Many people living in a small village on the outskirts of Faisalabad in central Pakistan have dreams of visiting Ballyhaunis, according to Imran Rafique, the son of the late meat mogul Sher Mohammed Rafique.
“Ireland? They don’t know what that is, but they know Ballyhaunis,” he said. His father’s meat business put the Mayo town on the map. He added: “It gives me a great feeling of pride knowing that my small town — and I call Ballyhaunis my town — is known by so many people across the world.”
The businessman, who died in June aged 81, expanded his meat empire across the country, as well as into Britain to comprise 12 factories. In 1991, Mr Rafique’s United Meat Packers, a halal operation, was the second-largest meat processor in the country, exporting to Europe, the Middle East and North Africa, with an annual international turnover of approximately £450m.
Imran Rafique (48), who travelled from the US, where he now lives, to speak at a Ballyhaunis National Heritage Week event, said few people know the “interesting and colourful” life his father had before arriving in Ballyhaunis in 1974.
From humble beginnings in central Pakistan, Sher Rafique was sent to London at the age of 12 with just the suit on his back, one spare suit and six boiled eggs to eat on the journey, his son told a busy Ballyhaunis Community Hall during Heritage Week.
There he learned English and worked in a textile factory outside of school hours. He went on to study politics, philosophy and economics at the London School of Economics. Upon graduating he was recruited to work in the Pakistani Foreign Ministry. However, disillusioned by the level of corruption, Rafique returned to the UK to study a Masters degree.
In the 1960s, Sher Rafique rose through the ranks in London’s financial industry, becoming the Chief Financial Officer at mining conglomerate Lonrho.
“This was back when being a non-white person in finance was unheard of,” his son added.
But Sher Rafique “always had a goal” to build his own business empire, Imran said.
In 1974, the businessman travelled with his wife Begum and their children to the west of Ireland to purchase a small abattoir on Clare Road. He already had his sights on a potential export opportunity for halal meats to Kuwait.
Imran said he never discovered what it was about the small town that attracted his father, other than the abattoir.
“It’s funny, he basically knocked it down and completely rebuilt it anyway,” said Imran, adding: “While I don’t know fully why my father decided to come to Ballyhaunis, I know there were a lot of reasons why he chose to remain in Ballyhaunis.”
Imran said his father saw many similarities between his adopted town and his home country.
“As a colonised country, Ireland has a tendency to root for the underdog,” he said, adding: “He did not do this by himself. There were a lot of hardworking people who rolled up their sleeves and got it done.”
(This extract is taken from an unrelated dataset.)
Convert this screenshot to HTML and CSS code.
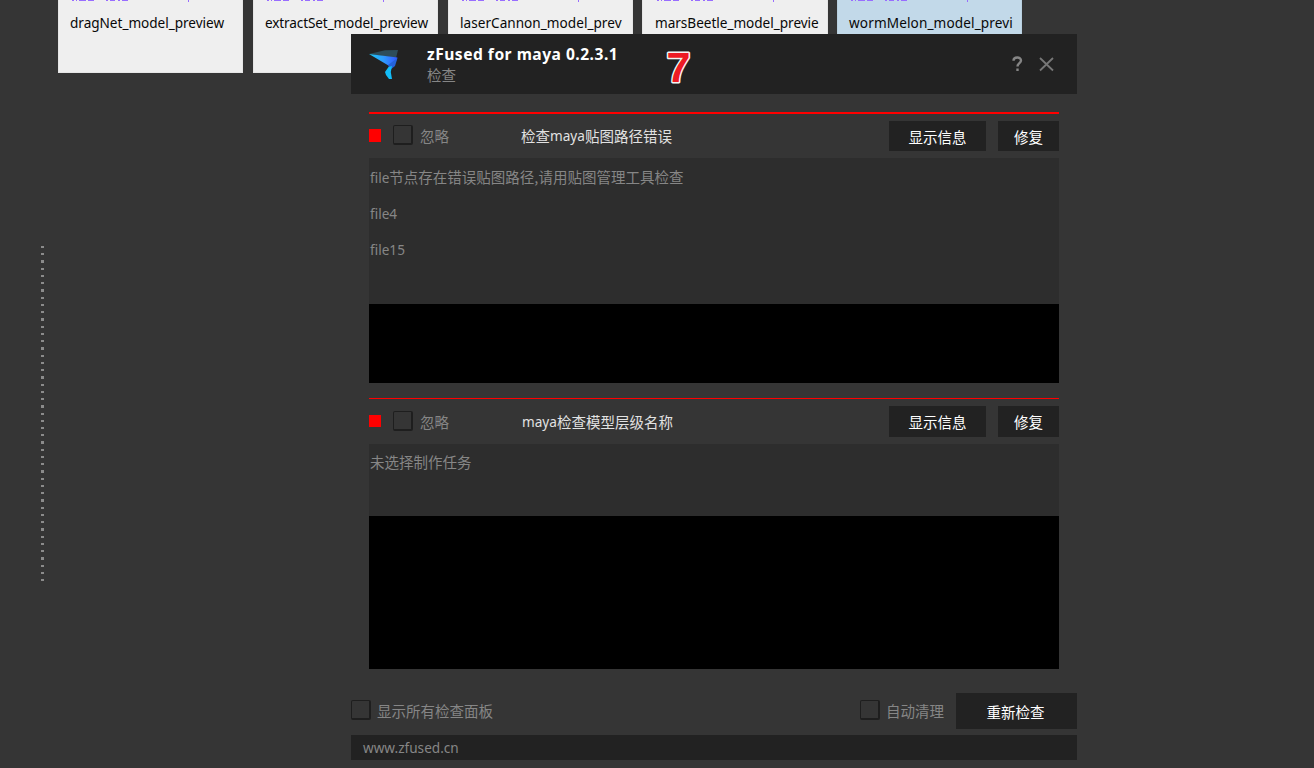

Ballyhaunis councillor John Cribbin remembered that “footfall quadrupled” in the town when the meat operation was in full swing.
“Ballyhaunis was, like so many other towns at the time, crying out for someone to employ people. It was clear he was a man with a business plan,” Mr Cribbin said.
Everything came crumbling down in January 1992 when £35million of frozen beef went up in flames in the cold room. The origin of the fire remains unknown, but it led to a cash flow crisis, and the company went into administration.
After 20 years living in the town, Sher Rafique and his family packed up and moved to Lockerbie, Scotland. While his company collapsed, Mr Rafique left behind a Mosque, which is perhaps his “proudest and most lasting legacy,” according to Imran.
When Sher Rafique’s funeral was held at the Ballyhaunis Mosque on June 18, hundreds of non-muslims came to pay their respects.
“I really cannot put into words what it felt like to be on the receiving end of that,” said Imran.
“I know he would feel his was a life worth living just based on the respect shown that day by the people here.”